Your Time: 15 Minutes Fridge and Baking Time: about 1 hour

1 1/4 cups rolled oats 

1 cup all-purpose flour 

1 teaspoon pumpkin pie spice 

1/2 teaspoon Kosher salt 

1/4 teaspoon baking soda 

1 stick unsalted butter, at room temperature 

1/2 cup dark brown sugar 

1/4 cup sugar 

1 large egg, at room temperature 

1 teaspoon pure vanilla extract 

1/2 cup finely chopped dried figs (about 8 dried figs)

1/2 cup bittersweet, semi sweet or milk chocolate chips (optional) 

Preheat oven to 350 degrees F and line two baking sheets with parchment paper.

In a medium bowl whisk together the rolled oats, flour, pumpkin pie spice, salt and baking soda. Set aside.

In the bowl of a stand mixer fitted with a paddle attachment or using a hand blender mix together the butter and sugars on low speed until combined. Increase the speed to medium-high and beat another 2-3 minutes or until the butter is light and fluffy. Reduce the speed to low and add the egg and vanilla extract and mix until just combined. Turn the mixer off and add the dry mixture. Turn the speed on low and mix until the flour just incorporates. Remove the bowl from the stand mixer and fold in the dried figs and chocolate chips, if using, until evenly distributed.
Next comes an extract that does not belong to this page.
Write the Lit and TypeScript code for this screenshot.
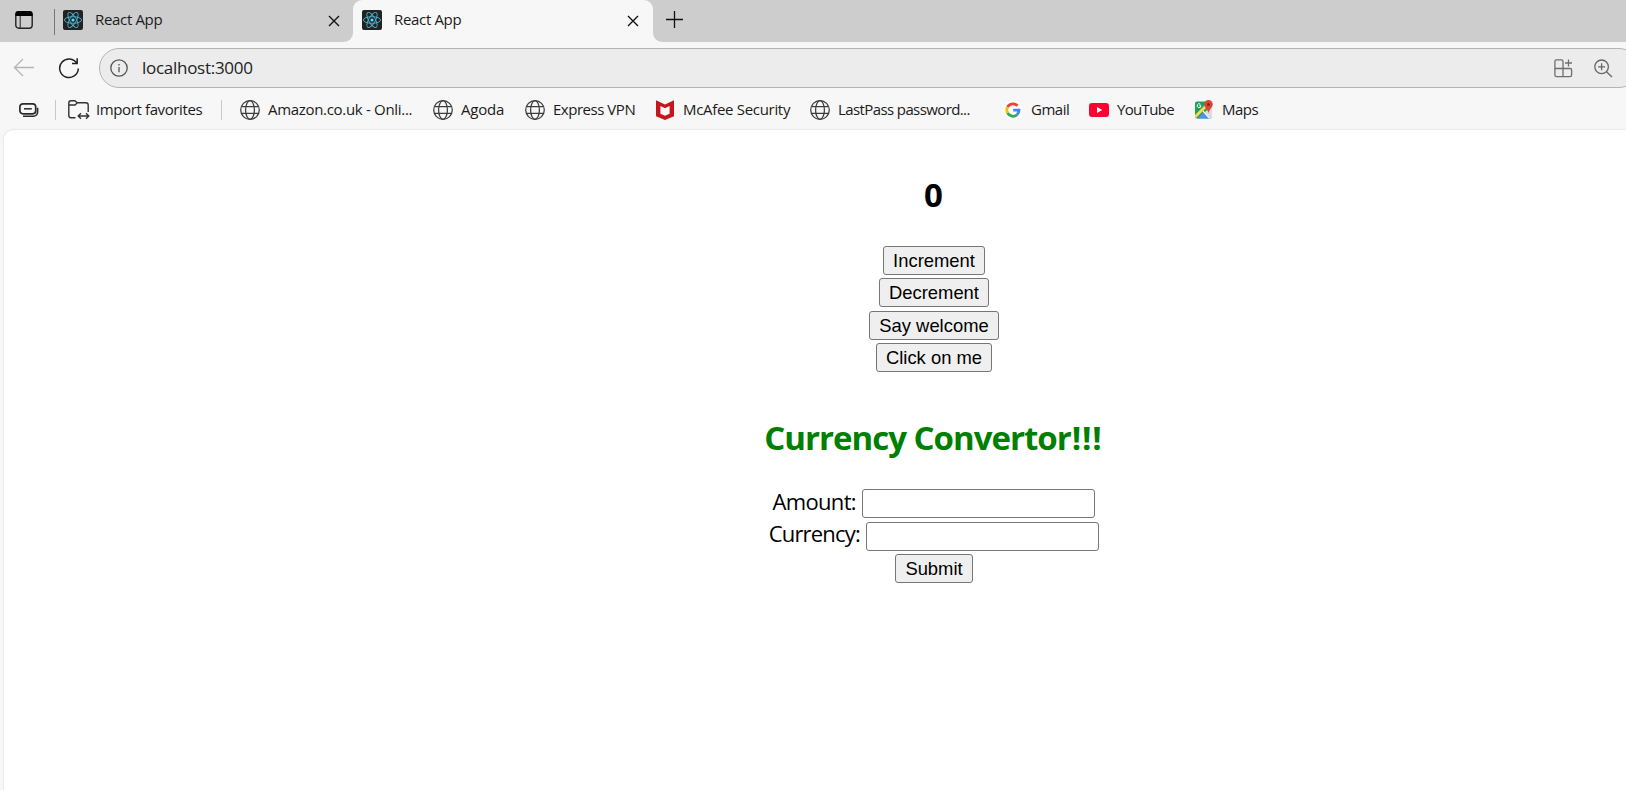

Scoop the dough into 12 balls, each one will be about 2 heaping tablespoons. Roll the dough in your hand to make a round ball. Place on a the prepared sheet try and refrigerate the cookies for 30 minutes. Remove from the refrigerator and divide the cookies between the two baking sheets, leaving at least 1 1/2-inches between each cookie. Bake for 23-25 minutes or until the cookie is golden brown around the edges and puffed in the center. It is ok if the dough looks slightly underdone in the center; as they cool the cookies will set. Remove from the oven and let cool for about 5 minutes before transferring to cooling rack to cool completely. Serve immediately, or store in an airtight container at room temperature for 3-4 days.